What we were doing in that paper was first trying to describe the basic principles that make organic materials so interesting for possible third-order nonlinear optical effects. I believe it is one of the reasons why the paper is so widely cited. Then, there is a second part of the paper in which we described the techniques that are used to probe the third-order nonlinear optical effects; this was written in collaboration with the group of my excellent colleague and friend, André Persoons at KU Leuven, Belgium. In the third part of the paper, we looked at families of organic materials and described their third-order, nonlinear optical properties. It was a pretty big paper and it took me a long time to get it to the point where I was happy with how it looked.

Yes. Often when you write for Chemical Reviews, the papers are expected to have good impact, but the magnitude of this impact still surprised me. It was good, though, because we worked pretty hard to put it together. At one point, I took two full months and did virtually nothing but teach and work on the paper and make sure everything was right. So the fact that it has been so highly cited makes it worth the effort.

I must that say that in my field, in the 20 years since I got my Ph.D., it's just been one exciting discovery after another. I am continually fascinated by these conjugated organic materials. For instance, we are now involved in a totally new type of application, in which the conjugated polymers are used for their transport properties; for instance, they can be exploited as the active elements in new generations of (flexible) transistors.

In fact, what we've been doing for the past two to three years is trying to understand what is the effect on transport of the electronic interactions among neighboring chains or neighboring molecules. And we have been trying to understand that from a microscopic point of view, which is a rather original approach. Indeed, until fairly recently, when people were considering the transport processes in organic materials, they did it from a mostly macroscopic standpoint. It was a very phenomenological type of approach. We are now trying to bridge that approach with one that was developed originally in the 1950s in chemistry, and which relates to electron transfer reactions. Rudolph Marcus from Caltech got the Nobel Prize in Chemistry in 1992 for what has become known as Marcus theory, which is the theory of how charges can hop (transfer) from one atom or molecule to another to make a chemical reaction. We are trying to adapt those techniques to take a very microscopic, chemical point of view to study how a charge might move along a polymer chain and how it might hop from chain to chain. That requires a new level of sophistication in the calculations: Whereas in the past, we only looked at isolated molecules or polymer chains, now we look at what happens between neighboring chains or neighboring molecules. From the point of a view of a theorist, it's a much more complicated task, but it's very rewarding. It defines kind of a new era and that is a very positive feeling.

Let me describe it this way. It is performing electronic-structure calculations and applying them to materials chemistry and physics, in particular to uncover the fascinating electronic and optical properties of conjugated organic materials. A main characteristic of our research is that, even though it is theoretical in nature, it has always been conducted in very close collaboration with experimentalists; it’s been a wonderful ride because we have been fortunate to collaborate with the leading experimentalists in the field.
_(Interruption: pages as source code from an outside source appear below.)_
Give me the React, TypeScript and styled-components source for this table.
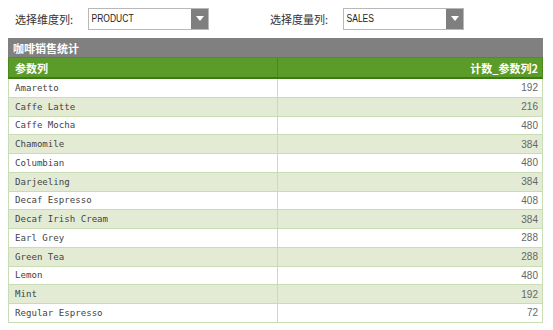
import React from 'react';
import styled, { createGlobalStyle } from 'styled-components';

const GlobalStyle = createGlobalStyle`
  body {
    margin: 0;
    background: #fff;
    font-family: "Liberation Sans", "Noto Sans CJK SC", sans-serif;
  }
`;

const Page = styled.div`
  width: 553px;
  padding: 7px 10px 0 8px;
  box-sizing: border-box;
`;

const Toolbar = styled.div`
  display: flex;
  align-items: center;
  height: 23px;
  padding-left: 7px;
`;

const Field = styled.div<{ $width: number }>`
  display: flex;
  align-items: center;
  width: ${(p) => p.$width}px;
`;

const Label = styled.span`
  font-size: 11px;
  color: #333;
  width: 73px;
  font-family: "Noto Sans CJK SC", sans-serif;
`;

const Select = styled.div`
  display: flex;
  width: 121px;
  height: 22px;
  border: 1px solid #b8b8b8;
  box-sizing: border-box;
`;

const SelectValue = styled.div`
  flex: 1;
  display: flex;
  align-items: center;
  padding-left: 3px;
  font-size: 10px;
  color: #222;
  transform: scaleX(0.85);
  transform-origin: left center;
`;

const SelectArrow = styled.div`
  width: 17px;
  background: #7f7f7f;
  display: flex;
  align-items: center;
  justify-content: center;
`;

const Table = styled.div`
  margin-top: 8px;
  width: 535px;
`;

const Title = styled.div`
  height: 20px;
  background: #808080;
  color: #fff;
  font-weight: bold;
  font-size: 11px;
  display: flex;
  align-items: center;
  padding-left: 5px;
  font-family: "Noto Sans CJK SC", sans-serif;
  box-sizing: border-box;
  border-bottom: 1px solid #6f6f6f;
`;

const Row = styled.div<{ $alt?: boolean }>`
  display: grid;
  grid-template-columns: 268px 1fr;
  height: 18.75px;
  box-sizing: border-box;
  background: ${(p) => (p.$alt ? '#e3ebd5' : '#fff')};
  border-left: 1px solid #c9ddb5;
  border-right: 1px solid #c9ddb5;
  border-bottom: 1px solid #c9ddb5;
`;

const HeadRow = styled(Row)`
  height: 21px;
  background: #5b9b29;
  border-color: #4a8a1c;
  border-bottom: 2px solid #3d7a12;
`;

const Cell = styled.div<{ $right?: boolean; $head?: boolean }>`
  display: flex;
  align-items: center;
  justify-content: ${(p) => (p.$right ? 'flex-end' : 'flex-start')};
  padding: 0 ${(p) => (p.$right ? '4px' : '6px')};
  border-left: ${(p) => (p.$right ? `1px solid ${p.$head ? '#4a8a1c' : '#c9ddb5'}` : 'none')};
  overflow: hidden;
  white-space: nowrap;
`;

const HeadText = styled.span`
  color: #fff;
  font-weight: bold;
  font-size: 11px;
  font-family: "Noto Sans CJK SC", sans-serif;
`;

const NameText = styled.span`
  font-family: "DejaVu Sans Mono", monospace;
  font-size: 9.1px;
  color: #444;
`;

const NumText = styled.span`
  font-family: "Liberation Sans", sans-serif;
  font-size: 10px;
  color: #666;
`;

const data: [string, number][] = [
  ['Amaretto', 192],
  ['Caffe Latte', 216],
  ['Caffe Mocha', 480],
  ['Chamomile', 384],
  ['Columbian', 480],
  ['Darjeeling', 384],
  ['Decaf Espresso', 408],
  ['Decaf Irish Cream', 384],
  ['Earl Grey', 288],
  ['Green Tea', 288],
  ['Lemon', 480],
  ['Mint', 192],
  ['Regular Espresso', 72],
];

function Dropdown({ value }: { value: string }) {
  return (
    <Select>
      <SelectValue>{value}</SelectValue>
      <SelectArrow>
        <svg width="8" height="5" viewBox="0 0 8 5">
          <path d="M0 0 L8 0 L4 5 Z" fill="#fff" />
        </svg>
      </SelectArrow>
    </Select>
  );
}

export default function App() {
  return (
    <Page>
      <GlobalStyle />
      <Toolbar>
        <Field $width={255}>
          <Label>选择维度列:</Label>
          <Dropdown value="PRODUCT" />
        </Field>
        <Field $width={200}>
          <Label>选择度量列:</Label>
          <Dropdown value="SALES" />
        </Field>
      </Toolbar>
      <Table>
        <Title>咖啡销售统计</Title>
        <HeadRow>
          <Cell $head>
            <HeadText>参数列</HeadText>
          </Cell>
          <Cell $right $head>
            <HeadText>计数_参数列2</HeadText>
          </Cell>
        </HeadRow>
        {data.map(([name, value], i) => (
          <Row key={name} $alt={i % 2 === 1}>
            <Cell>
              <NameText>{name}</NameText>
            </Cell>
            <Cell $right>
              <NumText>{value}</NumText>
            </Cell>
          </Row>
        ))}
      </Table>
    </Page>
  );
}
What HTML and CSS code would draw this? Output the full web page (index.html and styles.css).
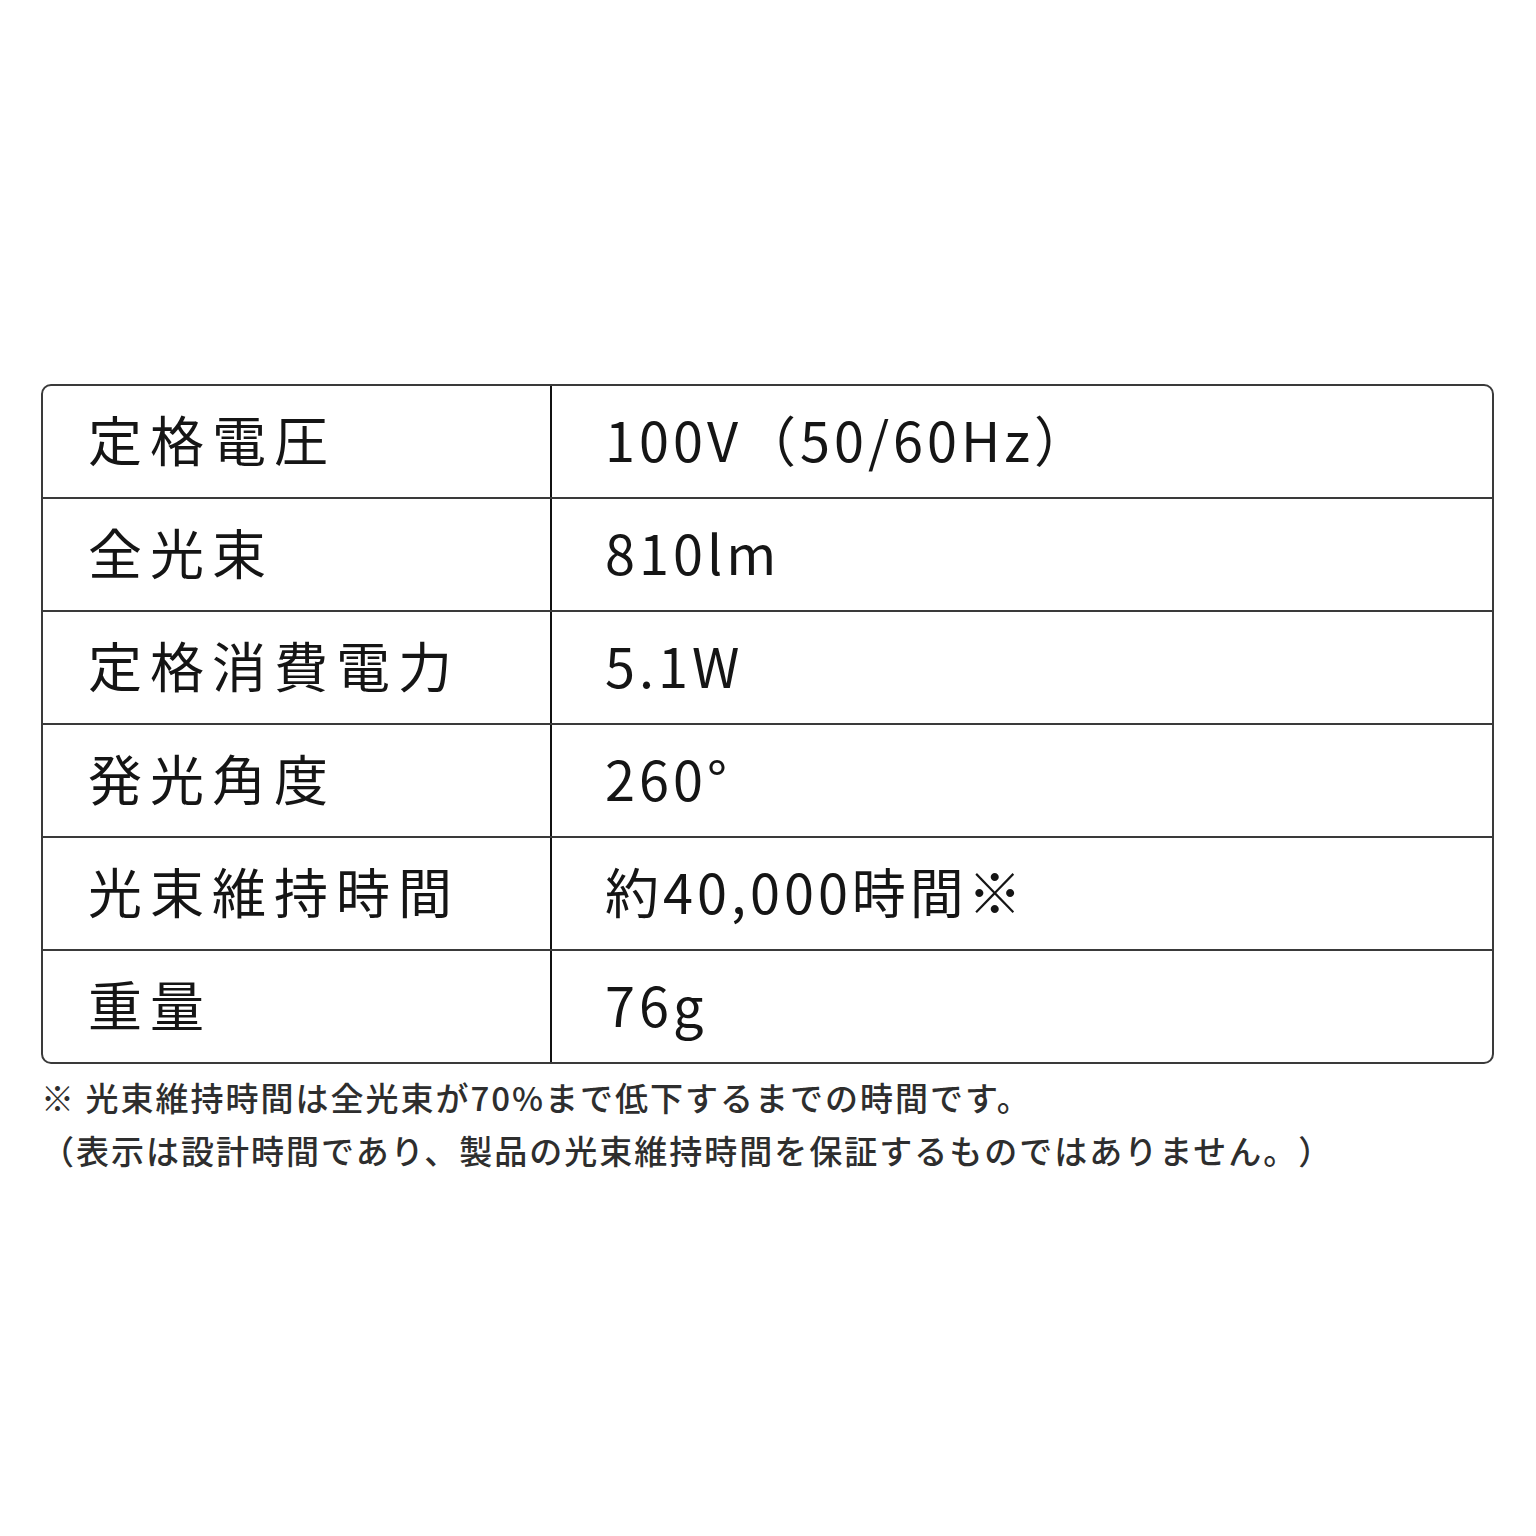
FILE: index.html
```html
<!DOCTYPE html>
<html lang="ja">
<head>
<meta charset="utf-8">
<title>仕様</title>
<link rel="stylesheet" href="styles.css">
</head>
<body>
<main class="page">
  <div class="spec">
    <div class="row"><div class="label">定格電圧</div><div class="value">100V（50/60Hz）</div></div>
    <div class="row"><div class="label">全光束</div><div class="value">810lm</div></div>
    <div class="row"><div class="label">定格消費電力</div><div class="value">5.1W</div></div>
    <div class="row"><div class="label">発光角度</div><div class="value">260°</div></div>
    <div class="row"><div class="label">光束維持時間</div><div class="value">約40,000時間※</div></div>
    <div class="row"><div class="label">重量</div><div class="value">76g</div></div>
  </div>
  <div class="note">
    <p>※ 光束維持時間は全光束が70%まで低下するまでの時間です。</p>
    <p>（表示は設計時間であり、製品の光束維持時間を保証するものではありません。）</p>
  </div>
</main>
</body>
</html>
```
FILE: styles.css
```css
html, body {
  margin: 0;
  padding: 0;
  background: #ffffff;
}
body {
  font-family: "Noto Sans CJK JP", "Noto Sans", sans-serif;
  color: #151515;
  text-spacing-trim: space-all;
}
.page {
  padding: 384px 42px 0 41px;
  width: 1453px;
}
.spec {
  border: 2px solid #3a3a3a;
  border-radius: 10px;
  overflow: hidden;
}
.row {
  display: grid;
  grid-template-columns: 509px 1fr;
  height: 111px;
}
.row + .row {
  border-top: 2px solid #3a3a3a;
}
.label, .value {
  display: flex;
  align-items: center;
  font-size: 54px;
  line-height: 1;
  padding-bottom: 6px;
}
.label {
  padding-left: 45px;
  letter-spacing: 8px;
  border-right: 2px solid #111111;
}
.value {
  padding-left: 53px;
  letter-spacing: 4px;
}
.note {
  margin-top: 7px;
  color: #2e2e2e;
  font-size: 33px;
  font-weight: 500;
  letter-spacing: 2px;
  line-height: 53px;
}
.note p {
  margin: 0;
  white-space: nowrap;
}
```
Over the years, each new major development has been based on new applications of conjugated polymers that, in turn, required yet a new level of theoretical analysis. For instance, when I finished my Ph.D. in 1979, it was a glorious time right after the discovery of conducting polyacetylene, which eventually led to the 2000 Nobel Prize in Chemistry awarded to Alan Heeger, Alan MacDiarmid, and Hideki Shirakawa. At that time, the most important issue was to characterize the nature of the ground state of the polymers from an electronic structure standpoint. A major question was: How easy is it to try to take an electron away from these polymers or to add an excess electron, so as to modify their electrical conductivity? To answer such a question required mostly the evaluation of the polymer ground-state properties. The next generation of polymers or oligomers that caught people's attention came along in the mid-1980s; these were conjugated materials with good nonlinear optical properties. To describe those properties, theorists needed to describe accurately the excited states. They needed to know the nature of the excited states that couple strongly with the ground state, and which other excited states couple strongly with these excited states. So being able to characterize the excited states of polymers or long oligomers was the next step in theory.

Then, in 1990, Richard Friend discovered that polyphenylenevinylene, or PPV, is electroluminescent; that is, when you drive an electric current through PPV it emits light, which is what you need to build a light-emitting diode (these are the processes described in our Nature paper discussed above). In that case, it required theorists to go beyond a static picture of the excited states themselves, and to look at the dynamics in the excited states, for instance to consider all the relaxations that can take place and study in detail the fate of the excited states and how you can optimize the material to get as much light out of it as you can.

So it has been a steady progression toward new understanding. What is remarkable is how much the field of conjugated polymers mixes basic and applied research, how new fundamental understanding helps in designing more efficient devices. Electronic and photonic plastics have a bright future!

Dr. Jean-Luc Brédas
University of Arizona
Department of Chemistry
Tucson, AZ, USA